We in the aviation media went to the National Business Aviation Association convention prepared for a show that reflected the general state of the business but there are surprises at every show. On balance, the biggest news out of the show was the redesign of the PiperJet into the Altaire, something that looks like a pretty cool airplane as opposed to the awkward looking first attempt. Not only will it be easier to sell, it may well be the first single engine light jet to hit the market in the post-VLJ bust that took so much energy out of the low end of the jet market.
However, Piper's genuine step forward in exploring an uncharted market segment paled, in terms of hallway whispers and knowing glances, to the rumor that Cessna is developing a turboprop single. The rumor has been around since Oshkosh with a handful of people claiming to have seen it or talked to people who had seen it. Apparently none of them had cameras on them at the time or we'd know what it looks like. By the way, if you Google the presumed N-number of the prototype, E350CE, you'll get a photo of a Lancair IV taken by a guy in Camarillo, Calif. who misread the registration. It's an L on that photo, not an E. Anyhow, the actual airplane has been commonly referred to as the "turboprop Mustang" which suggests a pretty substantial turboprop.
I've only asked Cessna directly about the project once and I blew the question. I asked their communications department if they were going to introduce it at NBAA and they answered quite truthfully that they weren't. During the Cessna news conference introducing the "new" Citation Ten, a correspondent whose whole job revolves around new aircraft asked CEO Jack Pelton about sightings of the aircraft and whether a purported photo of it circulating on the Internet was Photoshopped. Pelton said only that he hadn't seen the photo. Nudge nudge. Wink wink.
He finally all but spilled the beans to AOPA in what looked like an impromptu interview at the static display at Dekalb Peachtree Airport. Petty journalistic jealousy aside, I found what he had to say to Tom Horne and Warren Morningstar (Warren ran the camera) illuminating in the context of something Piper VP Randy Groom had talked about earlier.

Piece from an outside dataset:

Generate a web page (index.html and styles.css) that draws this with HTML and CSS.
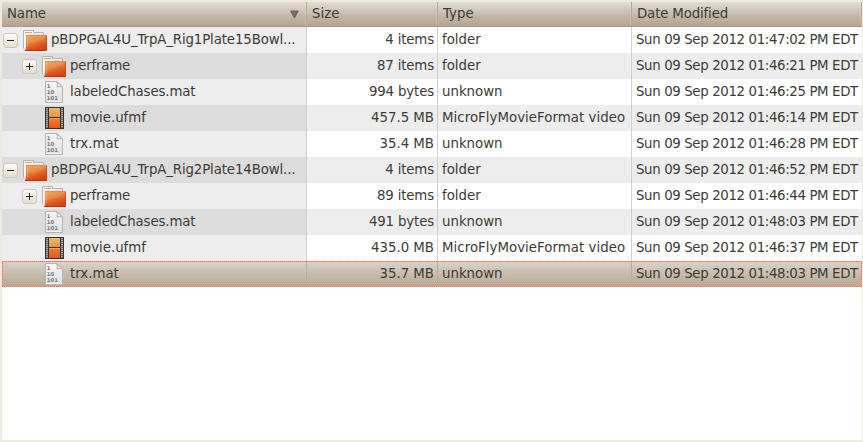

In his presentation on the Altaire, Groom said his company was offering to discount the price of a turboprop Meridian by the $75,000 deposit put on the jet. Groom said the idea was to get owner pilots used to the different world of high altitude, high speed operations incrementally and it makes sense.
Although there have been some who have said it's possible, even preferable, to put piston pilots directly into the left seat of aircraft capable of 350 knots and 41,000 feet, I know it's not something I'd be comfortable doing. I'm guessing a lot of Cessna Mustang pilots felt the same way. I bet that while they were waiting for their Mustangs, they were buying Meridians or maybe used TBMs to ensure they had the skills needed to make the transition to jets. It exposed a gap in the market that Cessna had to fill to ensure its self- imposed mandate to have customers advance through their product line as their skills and wealth permit.
Piper and Daher Socata pretty much own that market now (the Pilatus PC-12 is in a slightly different league) and they're doing well with those aircraft. Cessna's forthcoming announcement further validates what will probably remain a niche market. In that way it's not all bad news for the established planemakers, or, for that matter, Kestrel Aircraft, which is trying to get its own design into production.
While I haven't seen the photos, Photoshopped or otherwise, the economics of this kind of development dictate at least six seats, a range of at least 1,000 miles and a steady supply of Corvalis and, at least for the foreseeable future, Cirrus pilots with jet dreams. Despite the economy, they seem to be out there.